Abuso de poder do Governo
Montenegro acusa o Governo socialista de "abuso de poder" na intervenção dos serviços secretos, na noite de 26 de abril, pelo pedido da chefe de gabinete de João Galamba para que o SIS recuperasse o computador levado por Frederico Pinheiro, já que não foi apresentada "base legal para fazer essa solicitação".
Houve abuso de poder na relação que o Governo teve com os Serviços de Informações
"Um roubo, foi e é essa a expressão utilizada por V. Exª, é matéria que requer intervenção policial, não intervenção de uma entidade que não dispõe dessa competência. V. Exª sabe bem que é assim. Sabe-o como primeiro-ministro e sabe-o como jurista", atira Montenegro.
O PSD rejeita "o argumento genérico de que o equipamento tinha informação sensível e classificada", lembrando que Frederico Pinheiro "não estava credenciado para esse efeito" apesar de lhe estar atribuído esse computador.
Montenegro assegura que o PSD vai propor alterações à fiscalização do SIS "para que este comportamento abusivo e irregular não se torne padrão" e para tornar o serviço "mais transparente e eficaz" sem, no entanto, adiantar quais serão as propostas do partido.
Pedido para saída da secretária-geral do SIRP
O segundo pedido de demissão na carta de Luís Montenegro, "prende-se com a necessidade de substituir a Secretária-Geral do SIRP", já solicitada pelo líder do PSD em chamada telefónica com o primeiro-ministro, dado que "este serviço nunca devia ter acedido à solicitação" do Governo para a atuação do SIS.
"Tendo feito o contrário, não podem deixar de ser tiradas as devidas consequências. E a primeira, e inevitável, é a demissão da maior responsável pelos Serviços de Informações: a Secretária-Geral do SIRP", lê-se na missiva.
Os Serviços deviam ter-se abstido de intervir
Montenegro volta a referir que a atuação das secretas "não tem cabimento, não tem sentido, nem tem base legal", pelo que os serviços "deviam ter-se abstido de intervir".
Facto "inédito" para pressionar Costa
Ora, Luís Montenegro até admite que o primeiro-ministro "pode teimar em manter tudo na mesma" e que é "até o mais provável face à promiscuidade" entre o Governo e os serviços. No entanto, nesse caso, "quebra-se a regra política segundo a qual os dirigentes destes Serviços beneficiam simultaneamente da confiança do Governo e do principal partido da oposição".

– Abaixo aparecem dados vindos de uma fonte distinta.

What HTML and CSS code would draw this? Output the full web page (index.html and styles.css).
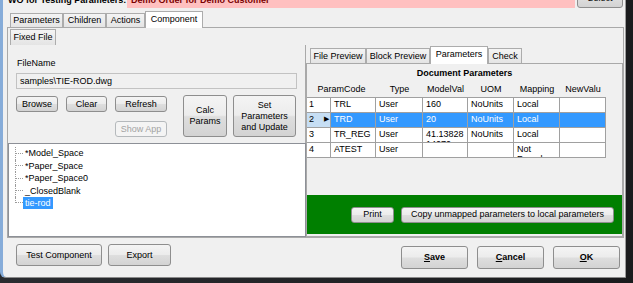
FILE: index.html
```html
<!DOCTYPE html>
<html>
<head>
<meta charset="utf-8">
<title>Component</title>
<link rel="stylesheet" href="styles.css">
</head>
<body>
<div class="window">
  <div class="topbar">
    <span class="wo">WO for Testing Parameters:</span>
    <div class="pink"><span>Demo Order for Demo Customer</span></div>
    <button class="btn select">Select</button>
  </div>

  <div class="tabstrip main-tabs">
    <span class="tab t-params">Parameters</span>
    <span class="tab t-children">Children</span>
    <span class="tab t-actions">Actions</span>
    <span class="tab active t-component">Component</span>
  </div>

  <div class="page">
    <div class="tabstrip sub-tabs">
      <span class="tab t-fixed">Fixed File</span>
    </div>
    <div class="split">
      <div class="left">
        <div class="fileblock">
          <div class="label">FileName</div>
          <div class="textbox">samples\TIE-ROD.dwg</div>
          <div class="btnrow">
            <button class="btn b-browse">Browse</button>
            <button class="btn b-clear">Clear</button>
            <div class="btncol">
              <button class="btn b-refresh">Refresh</button>
              <button class="btn b-show" disabled>Show App</button>
            </div>
            <button class="btn b-calc">Calc<br>Params</button>
            <button class="btn b-set">Set<br>Parameters<br>and Update</button>
          </div>
        </div>
        <div class="tree">
          <ul>
            <li><span class="conn"></span><span class="node">*Model_Space</span></li>
            <li><span class="conn"></span><span class="node">*Paper_Space</span></li>
            <li><span class="conn"></span><span class="node">*Paper_Space0</span></li>
            <li><span class="conn"></span><span class="node">_ClosedBlank</span></li>
            <li><span class="conn"></span><span class="node sel">tie-rod</span></li>
          </ul>
        </div>
      </div>

      <div class="right">
        <div class="tabstrip right-tabs">
          <span class="tab t-filepreview">File Preview</span>
          <span class="tab t-blockpreview">Block Preview</span>
          <span class="tab active t-rparams">Parameters</span>
          <span class="tab t-check">Check</span>
        </div>
        <div class="rpanel">
          <div class="caption">Document Parameters</div>
          <div class="ghead">
            <span class="h w-code">ParamCode</span>
            <span class="h w-type">Type</span>
            <span class="h w-model">ModelVal</span>
            <span class="h w-uom">UOM</span>
            <span class="h w-map">Mapping</span>
            <span class="h w-new">NewValu</span>
          </div>
          <div class="gbody">
            <div class="row">
              <span class="c rh">1</span>
              <span class="c w-pc">TRL</span>
              <span class="c w-type">User</span>
              <span class="c w-model">160</span>
              <span class="c w-uom">NoUnits</span>
              <span class="c w-map">Local</span>
              <span class="c w-new"></span>
            </div>
            <div class="row selected">
              <span class="c rh"><span>2</span><span class="arrow">&#9654;</span></span>
              <span class="c w-pc">TRD</span>
              <span class="c w-type">User</span>
              <span class="c w-model">20</span>
              <span class="c w-uom">NoUnits</span>
              <span class="c w-map">Local</span>
              <span class="c w-new"></span>
            </div>
            <div class="row">
              <span class="c rh">3</span>
              <span class="c w-pc">TR_REG</span>
              <span class="c w-type">User</span>
              <span class="c w-model brk">41.1382814070</span>
              <span class="c w-uom">NoUnits</span>
              <span class="c w-map">Local</span>
              <span class="c w-new"></span>
            </div>
            <div class="row">
              <span class="c rh">4</span>
              <span class="c w-pc">ATEST</span>
              <span class="c w-type">User</span>
              <span class="c w-model"></span>
              <span class="c w-uom"></span>
              <span class="c w-map">Not Found</span>
              <span class="c w-new"></span>
            </div>
          </div>
          <div class="filler"></div>
          <div class="greenbar">
            <button class="btn b-print">Print</button>
            <button class="btn b-copy">Copy unmapped parameters to local parameters</button>
          </div>
        </div>
      </div>
    </div>
  </div>

  <div class="bottombar">
    <div class="bgroup left-group">
      <button class="btn b-test">Test Component</button>
      <button class="btn b-export">Export</button>
    </div>
    <div class="bgroup right-group">
      <button class="btn b-dlg strong"><u>S</u>ave</button>
      <button class="btn b-dlg strong"><u>C</u>ancel</button>
      <button class="btn b-dlg strong"><u>O</u>K</button>
    </div>
  </div>
</div>
</body>
</html>
```

FILE: styles.css
```css
* { box-sizing: border-box; }

html, body { margin: 0; padding: 0; }

body {
  width: 633px;
  height: 283px;
  overflow: hidden;
  background: linear-gradient(90deg, #2a2c30, #1a1b1d);
  font-family: "Liberation Sans", Arial, sans-serif;
  font-size: 9px;
  color: #000;
}

.window {
  width: 626px;
  height: 278px;
  background: #f0f0f0;
  border-left: 3px solid #86acd9;
  border-right: 1px solid #9c9c9c;
  border-bottom: 1px solid #8a8a8a;
  border-bottom-left-radius: 6px;
  display: flex;
  flex-direction: column;
}

/* ---------- top bar ---------- */
.topbar {
  height: 9px;
  flex: none;
  display: flex;
  align-items: flex-start;
  padding-left: 5px;
}
.wo {
  width: 119px;
  font-weight: bold;
  line-height: 12px;
  margin-top: -6px;
  white-space: nowrap;
}
.pink {
  flex: 1;
  height: 8px;
  background: #ffc0c0;
  overflow: hidden;
  padding-left: 4px;
}
.pink span {
  display: block;
  font-weight: bold;
  color: #7a0000;
  line-height: 12px;
  margin-top: -6px;
  white-space: nowrap;
}
.select {
  width: 46px;
  height: 20px;
  margin: -12px 2px 0 2px;
  font-weight: bold;
}

/* ---------- buttons ---------- */
.btn {
  font: inherit;
  color: #000;
  padding: 0;
  border: 1px solid #8e8e8e;
  border-radius: 3px;
  background: linear-gradient(#f4f4f4 0%, #ececec 48%, #dedede 52%, #d3d3d3 100%);
  text-align: center;
  line-height: 11px;
  cursor: default;
}
.btn:disabled {
  color: #a3a3a3;
  border-color: #b5b9bc;
  background: #f4f4f4;
}
.strong { font-weight: bold; }

/* ---------- tabs ---------- */
.tabstrip {
  flex: none;
  display: flex;
  align-items: flex-end;
}
.tab {
  height: 14px;
  line-height: 13px;
  text-align: center;
  border: 1px solid #acacac;
  border-bottom: none;
  background: linear-gradient(#f4f4f4, #e4e4e4);
  white-space: nowrap;
}
.tab.active {
  position: relative;
  z-index: 1;
  height: 17px;
  margin-bottom: -1px;
  line-height: 14px;
  background: #ffffff;
}

.main-tabs { height: 18px; padding-left: 7px; }
.t-params { width: 53px; }
.t-children { width: 43px; margin-left: 0; }
.t-actions { width: 39px; margin-left: 0; }
.t-component { width: 58px; height: 17px; }

.page {
  margin-left: 4px;
  width: 617px;
  height: 211px;
  flex: none;
  border: 1px solid #a9a9a9;
  display: flex;
  flex-direction: column;
}
.sub-tabs { margin-top: 1px; height: 16px; padding-left: 2px; }
.t-fixed { width: 46px; height: 16px; line-height: 15px; }

.split {
  flex: 1;
  display: flex;
}

/* ---------- left column ---------- */
.left {
  width: 298px;
  display: flex;
  flex-direction: column;
}
.fileblock {
  height: 98px;
  border-right: 1px solid #a9a9a9;
  padding: 13px 0 0 8px;
}
.label {
  line-height: 11px;
  padding-left: 1px;
}
.textbox {
  margin-top: 4px;
  width: 281px;
  height: 16px;
  line-height: 14px;
  padding-left: 3px;
  border: 1px solid #c2c2c2;
  background: #f0f0f0;
}
.btnrow {
  margin-top: 7px;
  display: flex;
  align-items: flex-start;
}
.btncol {
  display: flex;
  flex-direction: column;
  margin-left: 8px;
}
.b-browse { width: 42px; height: 16px; }
.b-clear { width: 41px; height: 16px; margin-left: 8px; }
.b-refresh { width: 52px; height: 16px; }
.b-show { width: 52px; height: 16px; margin-top: 9px; }
.b-calc { width: 44px; height: 42px; margin: -1px 0 0 16px; }
.b-set { width: 63px; height: 42px; margin: -1px 0 0 6px; }

.tree {
  flex: 1;
  border: 1px solid #8d9097;
  background: #ffffff;
}
.tree ul {
  list-style: none;
  margin: 0;
  padding: 3px 0 0 6px;
}
.tree li {
  display: flex;
  align-items: center;
  height: 12.5px;
}
.conn {
  width: 8px;
  align-self: stretch;
  border-left: 1px dotted #9a9a9a;
  display: flex;
  align-items: center;
}
.conn::after {
  content: "";
  width: 7px;
  border-top: 1px dotted #9a9a9a;
}
.tree li:last-child .conn {
  align-self: flex-start;
  height: 6px;
  align-items: flex-end;
}
.node {
  padding: 0 2px;
  line-height: 12px;
  white-space: nowrap;
}
.node.sel {
  background: #3399ff;
  color: #ffffff;
}

/* ---------- right column ---------- */
.right {
  flex: 1;
  display: flex;
  flex-direction: column;
}
.right-tabs { height: 18px; padding-left: 4px; }
.right-tabs .tab { height: 15px; line-height: 14px; }
.right-tabs .tab.active { height: 18px; line-height: 15px; }
.t-filepreview { width: 56px; }
.t-blockpreview { width: 64px; }
.t-rparams { width: 58px; }
.t-check { width: 34px; }

.rpanel {
  flex: 1;
  border: 1px solid #a9a9a9;
  background: #f0f0f0;
  display: flex;
  flex-direction: column;
}
.caption {
  height: 18px;
  line-height: 18px;
  text-align: center;
  font-weight: bold;
}
.ghead {
  height: 15px;
  display: flex;
  line-height: 15px;
}
.h { text-align: center; white-space: nowrap; }
.ghead .w-code { width: 69px; }

.w-pc { width: 45px; }
.w-type { width: 47px; }
.w-model { width: 45px; }
.w-uom { width: 46px; }
.w-map { width: 46px; }
.w-new { width: 46px; }

.gbody {
  width: 299px;
  border-top: 1px solid #a0a0a0;
}
.row {
  display: flex;
  height: 15px;
  border-bottom: 1px solid #a0a0a0;
}
.c {
  border-right: 1px solid #a0a0a0;
  padding: 1px 1px 0 3px;
  line-height: 10px;
  overflow: hidden;
  background: #ffffff;
}
.brk { word-break: break-all; }
.rh {
  width: 24px;
  padding-left: 2px;
  display: flex;
  justify-content: space-between;
}
.arrow {
  font-size: 7px;
  line-height: 10px;
  padding-right: 0;
}
.row.selected .c {
  background: #3399ff;
  color: #ffffff;
}
.row.selected .rh {
  background: #c6def4;
  color: #000;
}

.filler { flex: 1; }

.greenbar {
  height: 39px;
  margin-bottom: 2px;
  background: #007f00;
  display: flex;
  align-items: center;
  justify-content: flex-end;
  padding-right: 8px;
}
.b-print { width: 43px; height: 16px; }
.b-copy { width: 213px; height: 16px; margin-left: 7px; }

/* ---------- bottom bar ---------- */
.bottombar {
  flex: 1;
  display: flex;
  justify-content: space-between;
  align-items: flex-start;
  padding: 0 5px 0 13px;
}
.bgroup { display: flex; }
.left-group { margin-top: 6px; }
.right-group { margin-top: 8px; }
.b-test { width: 86px; height: 22px; }
.b-export { width: 63px; height: 22px; margin-left: 6px; }
.b-dlg { width: 67px; height: 23px; margin-left: 9px; }
.b-dlg:first-child { margin-left: 0; }
```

Darei conhecimento desta minha missiva ao Senhor Presidente da República
O presidente do PSD retira a confiança a Graça Mira Gomes e pressiona o primeiro-ministro "com um facto inédito em toda a democracia portuguesa" caso António Costa não tire o tapete à secretária-geral do SIRP: "A direção do SIRP deixará de ter a confiança do maior partido da oposição."
"Espero que o SIRP continue a servir o Estado, mas fá-lo-á apenas com o aval e a confiança do Governo", sintetiza.
Por último, Luís Montenegro dá conta que a carta seguirá também para o Palácio de Belém, para o conhecimento do Presidente da República.